Copy out every line exactly, passing over the pictures.

— start Data lines —

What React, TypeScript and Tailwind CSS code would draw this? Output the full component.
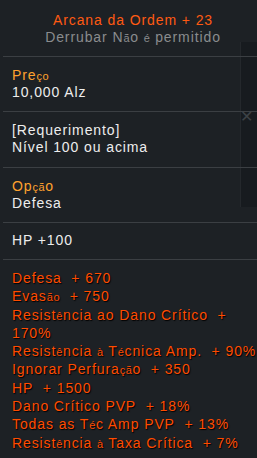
import React from 'react';

// accented glyphs render smaller in the game font
function A({ children }: { children: React.ReactNode }) {
  return <span className="text-[11px] leading-none tracking-[0.6px]">{children}</span>;
}

function Sep() {
  return <div className="ml-[3px] h-px bg-[#3b3f43]" />;
}

const options: React.ReactNode[] = [
  <>Defesa&nbsp; + 670</>,
  <>Evas<A>ão</A>&nbsp; + 750</>,
  <>Resist<A>ê</A>ncia ao Dano Crítico&nbsp; +</>,
  <>170%</>,
  <>Resist<A>ê</A>ncia <A>à</A> T<A>é</A>cnica Amp.&nbsp; + 90%</>,
  <>Ignorar Perfura<A>çã</A>o&nbsp; + 350</>,
  <>HP&nbsp; + 1500</>,
  <>Dano Crítico PVP&nbsp; + 18%</>,
  <>Todas as T<A>é</A>c Amp PVP&nbsp; + 13%</>,
  <>Resist<A>ê</A>ncia <A>à</A> Taxa Crítica&nbsp; + 7%</>,
];

export default function App() {
  return (
    <div
      className="relative w-[257px] h-[458px] overflow-hidden bg-[#1d2125] text-[14px] tracking-[0.9px] text-[#ededed]"
      style={{ fontFamily: '"Liberation Sans", Arial, sans-serif' }}
    >
      {/* faint window behind the tooltip */}
      <div className="absolute right-0 top-[42px] w-[17px] h-[165px] bg-[#171b1f] border-l border-[#24282c]" />
      <div className="absolute right-[3px] top-[109px] text-[16px] leading-none text-[#3d4246]">✕</div>

      <div className="relative">
        {/* header */}
        <div className="pt-[12px] pb-[10px] pl-3 pr-[3px] text-center leading-[17px]">
          <div className="text-[#ff5a12]">Arcana da Ordem + 23</div>
          <div className="text-[#8a8c8e]">
            Derrubar N<A>ã</A>o <A>é</A> permitido
          </div>
        </div>
        <Sep />

        <div className="pt-[10px] pb-[10px] pl-3 leading-[17px]">
          <div className="text-[#ffa22e]">
            Pre<A>ço</A>
          </div>
          <div>10,000 Alz</div>
        </div>
        <Sep />

        <div className="pt-[10px] pb-[11px] pl-3 leading-[17px]">
          <div>[Requerimento]</div>
          <div>Nível 100 ou acima</div>
        </div>
        <Sep />

        <div className="pt-[10px] pb-[10px] pl-3 leading-[17px]">
          <div className="text-[#ffa22e]">
            Op<A>çã</A>o
          </div>
          <div>Defesa</div>
        </div>
        <Sep />

        <div className="pt-[9px] pb-[10px] pl-3 leading-[17px]">
          <div>HP +100</div>
        </div>
        <Sep />

        <div className="pt-[9px] pl-3 leading-[18.3px] text-[#ff4c00] [text-shadow:1px_1px_1px_#000]">
          {options.map((o, i) => (
            <div key={i} className="whitespace-nowrap">
              {o}
            </div>
          ))}
        </div>
      </div>
    </div>
  );
}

— end Data lines —

Answer for this exercise
What React, TypeScript and Tailwind CSS code would draw this? Output the full component.
import React from 'react';

// accented glyphs render smaller in the game font
function A({ children }: { children: React.ReactNode }) {
  return <span className="text-[11px] leading-none tracking-[0.6px]">{children}</span>;
}

function Sep() {
  return <div className="ml-[3px] h-px bg-[#3b3f43]" />;
}

const options: React.ReactNode[] = [
  <>Defesa&nbsp; + 670</>,
  <>Evas<A>ão</A>&nbsp; + 750</>,
  <>Resist<A>ê</A>ncia ao Dano Crítico&nbsp; +</>,
  <>170%</>,
  <>Resist<A>ê</A>ncia <A>à</A> T<A>é</A>cnica Amp.&nbsp; + 90%</>,
  <>Ignorar Perfura<A>çã</A>o&nbsp; + 350</>,
  <>HP&nbsp; + 1500</>,
  <>Dano Crítico PVP&nbsp; + 18%</>,
  <>Todas as T<A>é</A>c Amp PVP&nbsp; + 13%</>,
  <>Resist<A>ê</A>ncia <A>à</A> Taxa Crítica&nbsp; + 7%</>,
];

export default function App() {
  return (
    <div
      className="relative w-[257px] h-[458px] overflow-hidden bg-[#1d2125] text-[14px] tracking-[0.9px] text-[#ededed]"
      style={{ fontFamily: '"Liberation Sans", Arial, sans-serif' }}
    >
      {/* faint window behind the tooltip */}
      <div className="absolute right-0 top-[42px] w-[17px] h-[165px] bg-[#171b1f] border-l border-[#24282c]" />
      <div className="absolute right-[3px] top-[109px] text-[16px] leading-none text-[#3d4246]">✕</div>

      <div className="relative">
        {/* header */}
        <div className="pt-[12px] pb-[10px] pl-3 pr-[3px] text-center leading-[17px]">
          <div className="text-[#ff5a12]">Arcana da Ordem + 23</div>
          <div className="text-[#8a8c8e]">
            Derrubar N<A>ã</A>o <A>é</A> permitido
          </div>
        </div>
        <Sep />

        <div className="pt-[10px] pb-[10px] pl-3 leading-[17px]">
          <div className="text-[#ffa22e]">
            Pre<A>ço</A>
          </div>
          <div>10,000 Alz</div>
        </div>
        <Sep />

        <div className="pt-[10px] pb-[11px] pl-3 leading-[17px]">
          <div>[Requerimento]</div>
          <div>Nível 100 ou acima</div>
        </div>
        <Sep />

        <div className="pt-[10px] pb-[10px] pl-3 leading-[17px]">
          <div className="text-[#ffa22e]">
            Op<A>çã</A>o
          </div>
          <div>Defesa</div>
        </div>
        <Sep />

        <div className="pt-[9px] pb-[10px] pl-3 leading-[17px]">
          <div>HP +100</div>
        </div>
        <Sep />

        <div className="pt-[9px] pl-3 leading-[18.3px] text-[#ff4c00] [text-shadow:1px_1px_1px_#000]">
          {options.map((o, i) => (
            <div key={i} className="whitespace-nowrap">
              {o}
            </div>
          ))}
        </div>
      </div>
    </div>
  );
}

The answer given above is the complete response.